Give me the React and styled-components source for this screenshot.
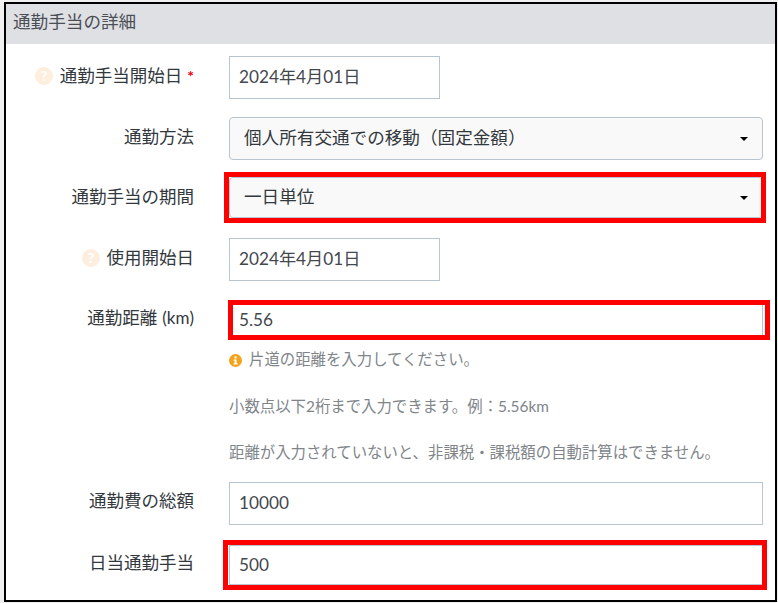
import React from "react";
import styled, { createGlobalStyle } from "styled-components";

const Global = createGlobalStyle`
  html, body { margin: 0; padding: 0; background: #f0f0f0; }
  body { font-family: Lato, "Noto Sans CJK JP", sans-serif; }
`;

const Shot = styled.div`
  width: 778px;
  height: 603px;
  padding: 2px 1px 1px 4px;
  box-sizing: border-box;
  background: #f0f0f0;
`;

const Panel = styled.section`
  height: 100%;
  box-sizing: border-box;
  background: #fff;
  border: 2px solid #000;
  display: flex;
  flex-direction: column;
`;

const Header = styled.h2`
  margin: 0;
  height: 40px;
  padding: 0 0 4px 7px;
  box-sizing: border-box;
  display: flex;
  align-items: center;
  background: #dfe0e4;
  color: #4a4f55;
  font-size: 17.6px;
  font-weight: 400;
  line-height: 1;
`;

const Form = styled.div`
  display: flex;
  flex-direction: column;
  padding-top: 12px;
`;

const Row = styled.div`
  display: grid;
  grid-template-columns: 188px 1fr;
  column-gap: 35px;
  margin-bottom: ${(p) => p.$gap ?? 18}px;
`;

const Label = styled.label`
  display: flex;
  justify-content: flex-end;
  align-items: center;
  gap: 7px;
  height: ${(p) => p.$h ?? 43}px;
  padding-bottom: ${(p) => p.$pb ?? 4}px;
  box-sizing: border-box;
  color: #33383d;
  font-size: 17.5px;
  line-height: 1;
  white-space: nowrap;
`;

const Latin = styled.span`
  font-size: 17px;
  margin-left: 5px;
`;

const Star = styled.span`
  color: #e8000d;
  font-size: 16px;
  font-weight: 700;
  margin-left: -2px;
`;

const Field = styled.div`
  position: relative;
  width: ${(p) => p.$w ?? 534}px;
`;

const Mark = styled.div`
  position: absolute;
  left: ${(p) => -p.$l}px;
  right: ${(p) => -p.$r}px;
  top: ${(p) => -p.$t}px;
  bottom: ${(p) => -p.$b}px;
  border: 5px solid #ff0000;
  pointer-events: none;
`;

const Box = styled.div`
  height: ${(p) => p.$h ?? 43}px;
  box-sizing: border-box;
  padding: 0 0 1px 9px;
  display: flex;
  align-items: center;
  border: 1px solid #b8c4ce;
  background: #fff;
  color: #43484d;
  font-size: 17.2px;
  line-height: 1;
`;

const Select = styled(Box)`
  padding: 0 14px 2px 14px;
  justify-content: space-between;
  border-radius: 4px;
  background: #f9f9f9;
  color: #33383d;
  font-size: 17.6px;
`;

const Caret = styled.span`
  width: 0;
  height: 0;
  margin-top: 3px;
  border-left: 4px solid transparent;
  border-right: 4px solid transparent;
  border-top: 4px solid #000;
`;

const Hints = styled.div`
  display: flex;
  flex-direction: column;
  margin-top: 10px;
`;

const Hint = styled.p`
  margin: 0 0 ${(p) => p.$gap ?? 27}px;
  height: 20px;
  display: flex;
  align-items: center;
  gap: 7px;
  color: #80858a;
  font-size: ${(p) => p.$size ?? 15.4}px;
  line-height: 1;
  white-space: nowrap;
`;

const Help = () => (
  <svg width="18" height="18" viewBox="0 0 18 18" aria-hidden="true">
    <circle cx="9" cy="9" r="9" fill="#fdeedd" />
    <text x="9" y="14" textAnchor="middle" fontSize="14" fontWeight="700" fontFamily="Lato, sans-serif" fill="#fff">?</text>
  </svg>
);

const Info = () => (
  <svg width="13" height="13" viewBox="0 0 14 14" aria-hidden="true">
    <circle cx="7" cy="7" r="7" fill="#f5a31a" />
    <rect x="5.9" y="2.6" width="2.3" height="2.2" fill="#fff" />
    <path d="M5 6h3.2v4H9.2v1.3H5V10h1V7.3H5z" fill="#fff" />
  </svg>
);

export default function App() {
  return (
    <Shot>
      <Global />
      <Panel>
        <Header>通勤手当の詳細</Header>
        <Form>
          <Row>
            <Label>
              <Help />
              <span>通勤手当開始日</span>
              <Star>*</Star>
            </Label>
            <Field $w={211}>
              <Box>2024年4月01日</Box>
            </Field>
          </Row>
          <Row $gap={17}>
            <Label>通勤方法</Label>
            <Field>
              <Select>
                個人所有交通での移動（固定金額）
                <Caret />
              </Select>
            </Field>
          </Row>
          <Row $gap={20}>
            <Label $h={41} $pb={2}>通勤手当の期間</Label>
            <Field>
              <Select $h={41}>
                一日単位
                <Caret />
              </Select>
              <Mark $l={5} $r={3} $t={5} $b={5} />
            </Field>
          </Row>
          <Row $gap={19}>
            <Label>
              <Help />
              <span>使用開始日</span>
            </Label>
            <Field $w={211}>
              <Box>2024年4月01日</Box>
            </Field>
          </Row>
          <Row $gap={5}>
            <Label $h={40}>
              <span>
                通勤距離<Latin>(km)</Latin>
              </span>
            </Label>
            <div>
              <Field>
                <Box $h={40}>5.56</Box>
                <Mark $l={1} $r={7} $t={0} $b={0} />
              </Field>
              <Hints>
                <Hint>
                  <Info />
                  片道の距離を入力してください。
                </Hint>
                <Hint $gap={26}>小数点以下2桁まで入力できます。例：5.56km</Hint>
                <Hint $gap={14}>距離が入力されていないと、非課税・課税額の自動計算はできません。</Hint>
              </Hints>
            </div>
          </Row>
          <Row $gap={20}>
            <Label $pb={6}>通勤費の総額</Label>
            <Field>
              <Box>10000</Box>
            </Field>
          </Row>
          <Row $gap={0}>
            <Label $h={40}>日当通勤手当</Label>
            <Field>
              <Box $h={40}>500</Box>
              <Mark $l={6} $r={4} $t={5} $b={5} />
            </Field>
          </Row>
        </Form>
      </Panel>
    </Shot>
  );
}
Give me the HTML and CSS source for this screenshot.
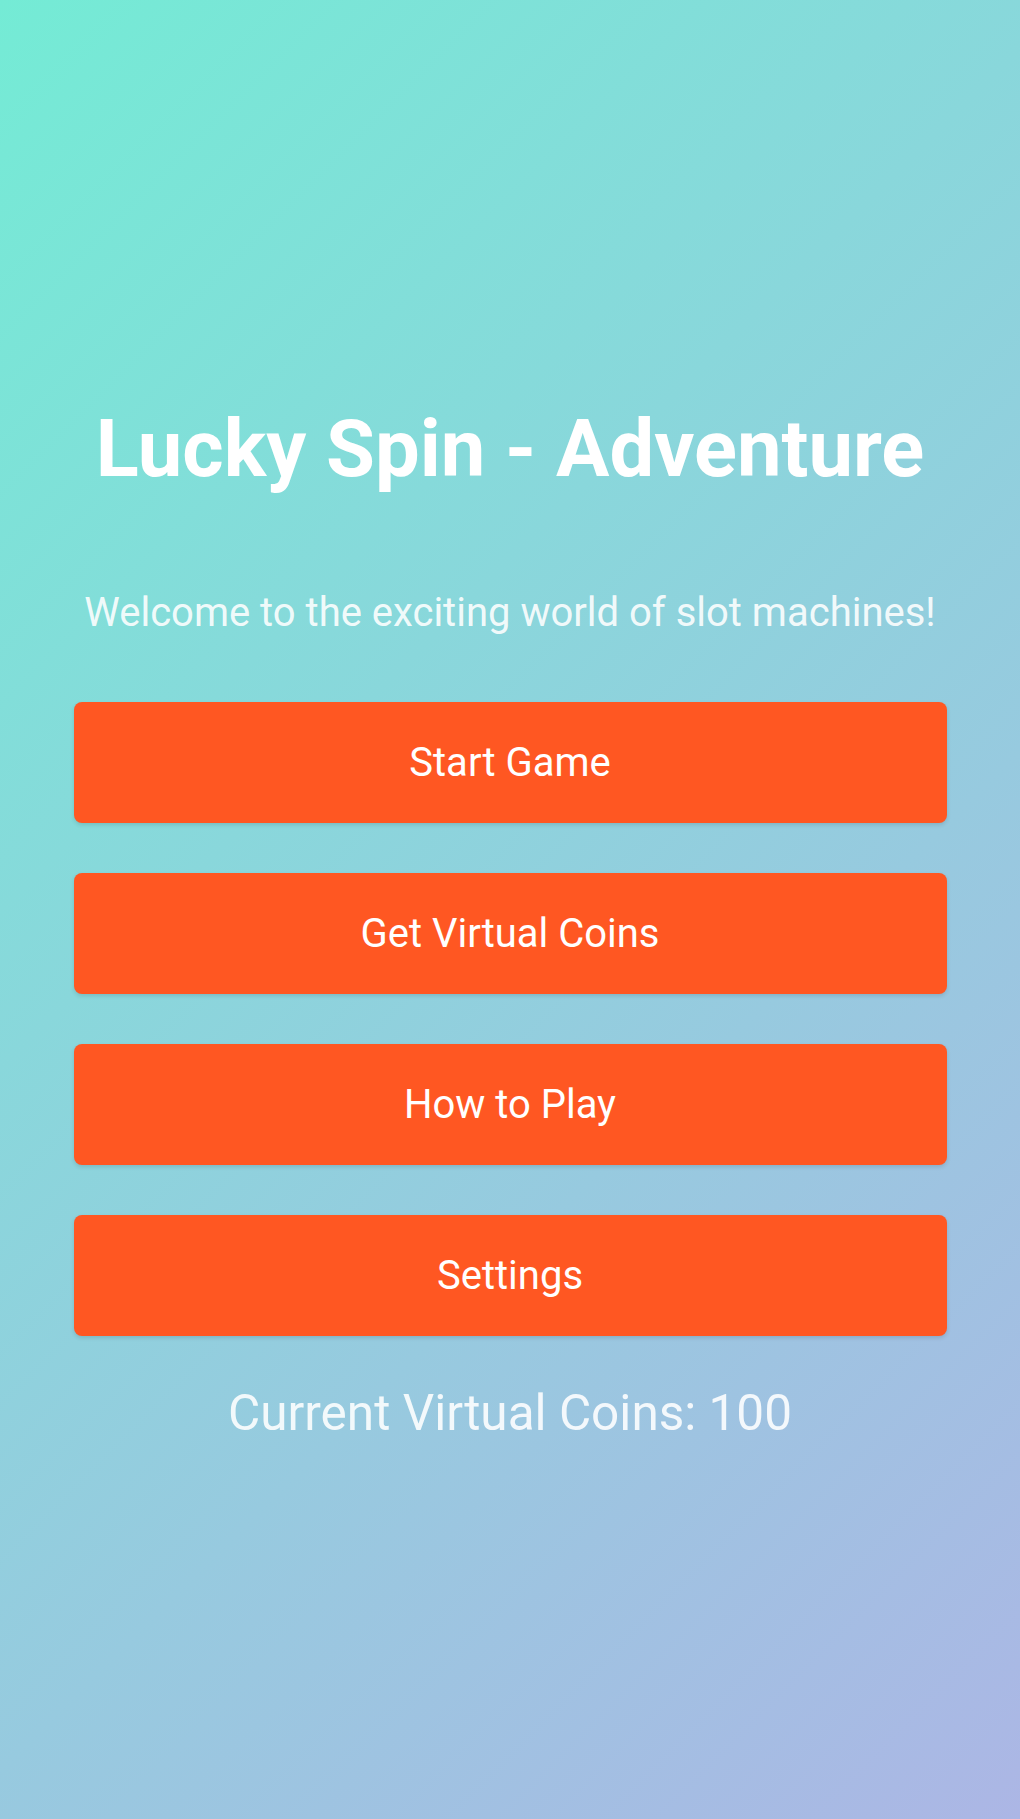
FILE: index.html
```html
<!DOCTYPE html>
<html lang="en">
<head>
<meta charset="utf-8">
<title>Lucky Spin - Adventure</title>
<link rel="stylesheet" href="styles.css">
</head>
<body>
<main class="screen">
  <h1 class="title">Lucky Spin - Adventure</h1>
  <p class="subtitle">Welcome to the exciting world of slot machines!</p>
  <div class="menu">
    <button class="btn">Start Game</button>
    <button class="btn">Get Virtual Coins</button>
    <button class="btn">How to Play</button>
    <button class="btn">Settings</button>
  </div>
  <p class="coins">Current Virtual Coins: 100</p>
</main>
</body>
</html>
```

FILE: styles.css
```css
html, body {
  margin: 0;
  padding: 0;
}
body {
  min-height: 1819px;
  background: linear-gradient(135deg, #74ebd5 0%, #acb6e5 100%);
  font-family: Roboto, "Liberation Sans", Arial, sans-serif;
  color: #ffffff;
}
.screen {
  display: flex;
  flex-direction: column;
  align-items: center;
  padding-top: 402px;
  text-align: center;
}
.title {
  margin: 0;
  font-size: 79.5px;
  line-height: 94px;
  font-weight: 700;
  color: #ffffff;
}
.subtitle {
  margin: 93px 0 0;
  font-size: 40px;
  line-height: 47px;
  font-weight: 400;
  color: rgba(255, 255, 255, 0.9);
}
.menu {
  margin-top: 66px;
  width: 873px;
  display: flex;
  flex-direction: column;
  gap: 50px;
}
.btn {
  height: 121px;
  border: none;
  border-radius: 8px;
  background: #ff5722;
  color: #ffffff;
  font-family: Roboto, "Liberation Sans", Arial, sans-serif;
  font-size: 40px;
  font-weight: 400;
  box-shadow: 0 2px 4px rgba(0, 0, 0, 0.12);
  cursor: pointer;
}
.coins {
  margin: 48px 0 0;
  font-size: 49.5px;
  line-height: 59px;
  font-weight: 400;
  color: rgba(255, 255, 255, 0.88);
}
```
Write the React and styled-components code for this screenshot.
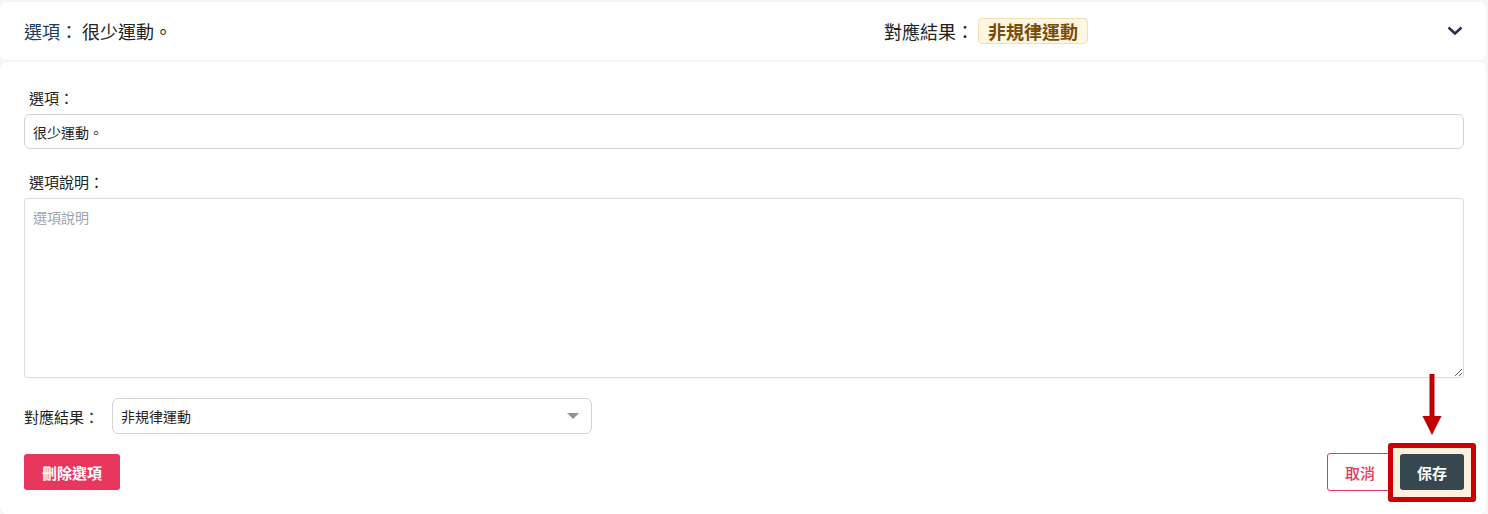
import React from "react";
import styled, { createGlobalStyle } from "styled-components";

const Global = createGlobalStyle`
  html, body { margin: 0; padding: 0; background: #f6f6f7; }
  body { font-family: "Noto Sans", "Noto Sans CJK TC", sans-serif; color: #222; }
  * { box-sizing: border-box; }
`;

const Page = styled.div`
  width: 1488px;
  height: 514px;
  padding: 2px 2px 0 0;
  display: flex;
  flex-direction: column;
  gap: 2px;
  overflow: hidden;
`;

const Card = styled.div`
  background: #fff;
  border-radius: 6px;
  box-shadow: 0 0 2px rgba(0,0,0,0.06);
`;

const Header = styled(Card)`
  height: 58px;
  display: grid;
  grid-template-columns: 860px 1fr auto;
  align-items: center;
  padding: 0 22px 0 24px;
`;

const HeadLeft = styled.div`
  font-size: 18px;
  display: flex;
  align-items: center;
`;

const HeadKey = styled.span`
  color: #1f3b5c;
`;

const HeadVal = styled.span`
  color: #222;
  margin-left: 4px;
`;

const HeadMid = styled.div`
  display: flex;
  align-items: center;
  font-size: 18px;
  color: #222;
`;

const Badge = styled.span`
  margin-left: 4px;
  background: #fdf6e1;
  border: 1px solid #f3e0ad;
  border-radius: 4px;
  color: #7a4b06;
  font-weight: 600;
  font-size: 18px;
  padding: 0 9px;
  height: 26px;
  display: inline-flex;
  align-items: center;
`;

const Chevron = styled.svg`
  width: 18px;
  height: 18px;
  display: block;
`;

const Body = styled(Card)`
  flex: 1;
  padding: 25px 22px 0 24px;
  display: flex;
  flex-direction: column;
`;

const Label = styled.div`
  font-size: 15px;
  color: #222;
  padding-left: 5px;
  line-height: 22px;
  margin-bottom: 5px;
`;

const TextInput = styled.input`
  width: 100%;
  height: 35px;
  border: 1px solid #d2d2d8;
  border-radius: 6px;
  font-family: inherit;
  font-size: 14px;
  color: #222;
  padding: 0 8px;
  outline: none;
  margin-bottom: 22px;
`;

const TextArea = styled.textarea`
  width: 100%;
  height: 180px;
  border: 1px solid #dcdce0;
  border-radius: 3px;
  font-family: inherit;
  font-size: 14px;
  padding: 8px 8px;
  resize: vertical;
  outline: none;
  margin: 0 0 20px 0;
  display: block;
  &::placeholder { color: #a0a3aa; }
`;

const SelectRow = styled.div`
  display: flex;
  align-items: center;
  gap: 8px;
  margin-bottom: 19px;
`;

const RowLabel = styled.span`
  font-size: 15px;
  color: #222;
  width: 80px;
`;

const SelectBox = styled.div`
  width: 480px;
  height: 36px;
  border: 1px solid #d2d2d8;
  border-radius: 6px;
  display: flex;
  align-items: center;
  justify-content: space-between;
  padding: 0 12px 0 8px;
  font-size: 14px;
  color: #222;
`;

const Caret = styled.span`
  width: 0;
  height: 0;
  border-left: 6px solid transparent;
  border-right: 6px solid transparent;
  border-top: 6px solid #8f929a;
`;

const Actions = styled.div`
  display: flex;
  justify-content: space-between;
  align-items: center;
`;

const Btn = styled.button`
  height: 36px;
  padding: 0 16px;
  border-radius: 3px;
  font-family: inherit;
  font-size: 15px;
  font-weight: 700;
  cursor: pointer;
  border: 1px solid transparent;
`;

const Danger = styled(Btn)`
  background: #e8365d;
  color: #fff;
  padding: 0 17px;
`;

const Outline = styled(Btn)`
  background: #fff;
  color: #e8365d;
  border-color: #e8365d;
  height: 38px;
  font-weight: 500;
  padding: 0 16px 0 17px;
`;

const Dark = styled(Btn)`
  background: #37474f;
  color: #fff;
`;

const RightGroup = styled.div`
  display: flex;
  gap: 8px;
  align-items: center;
  position: relative;
`;

const Highlight = styled.div`
  position: absolute;
  right: -12px;
  top: -10px;
  width: 88px;
  height: 59px;
  border: 5px solid #cc0000;
  border-radius: 3px;
  background: #fdf0dc;
  z-index: 0;
`;

const SaveWrap = styled.div`
  position: relative;
  z-index: 1;
`;

const Arrow = styled.svg`
  position: absolute;
  right: 22px;
  top: -79px;
  width: 20px;
  height: 62px;
`;

export default function App() {
  return (
    <>
      <Global />
      <Page>
        <Header>
          <HeadLeft>
            <HeadKey>選項：</HeadKey>
            <HeadVal>很少運動。</HeadVal>
          </HeadLeft>
          <HeadMid>
            對應結果：<Badge>非規律運動</Badge>
          </HeadMid>
          <Chevron viewBox="0 0 18 18">
            <path d="M2.5 5.5 L9 11.5 L15.5 5.5" fill="none" stroke="#1f3050" strokeWidth="2.4" />
          </Chevron>
        </Header>
        <Body>
          <Label>選項：</Label>
          <TextInput defaultValue="很少運動。" />
          <Label>選項說明：</Label>
          <TextArea placeholder="選項說明" />
          <SelectRow>
            <RowLabel>對應結果：</RowLabel>
            <SelectBox>
              <span>非規律運動</span>
              <Caret />
            </SelectBox>
          </SelectRow>
          <Actions>
            <Danger>刪除選項</Danger>
            <RightGroup>
              <Outline>取消</Outline>
              <SaveWrap>
                <Dark>保存</Dark>
              </SaveWrap>
              <Highlight />
              <Arrow viewBox="0 0 20 62">
                <rect x="7.5" y="0" width="5" height="44" fill="#c00000" />
                <polygon points="0.5,42 19.5,42 10,61" fill="#c00000" />
              </Arrow>
            </RightGroup>
          </Actions>
        </Body>
      </Page>
    </>
  );
}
※
§ To be done
From the entries above, extract each line containing "source".

§ Reply
Give me the React and styled-components source for this screenshot.
Give me the HTML and CSS source for this screenshot.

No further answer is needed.